Perovskite-type hydrides (PTH) have gained substantial potential for hydrogen (H₂) storage applications. By density functional theory (DFT) analysis, the current investigation elaborates on the electronic, hydrogen storage, chemical composition, thermodynamic, and mechanical properties of NaGaH₃ and NaInH₃. The tolerance factor is estimated to ensure the structural existence, and the formation energy has been calculated for thermodynamic stability. AIMD simulation plots and phonon dispersion curves confirmed the thermal and dynamic stability of both hydrides. The NaGaH₃ and NaInH₃ reveal the gravimetric (3.16 wt%, 2.15 wt%) and volumetric (79.58, 71.80)g.H₂/L H₂ storage capacities with desorption temperatures of 353.55 K and 594.79 K, respectively.
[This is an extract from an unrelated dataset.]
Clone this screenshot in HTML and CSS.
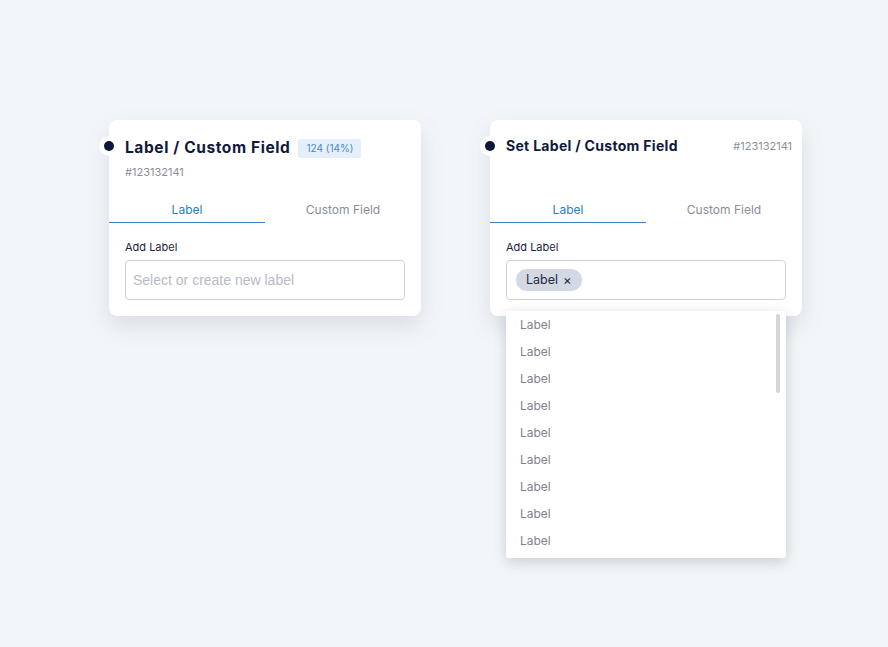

The electronic band structures and density of states reveal their metallic nature. The elastic constants' positive values confirm the Born mechanical criteria. The Poisson's ratio and B/G ratio show the brittle nature of NaGaH₃ and NaInH₃. These materials have a low Debye temperature and lattice thermal conductivity with large values of specific heat capacity. Moreover, thermodynamic behavior regarding Debye temperature, Entropy, and thermal expansion has been elaborated in the pressure and temperature ranges 0 to 9 GPa and 0 to 600 K, respectively. Therefore, H₂ storage capacity, with substantially significant trends of thermodynamic behavior, makes these materials suitable for hydrogen storage applications.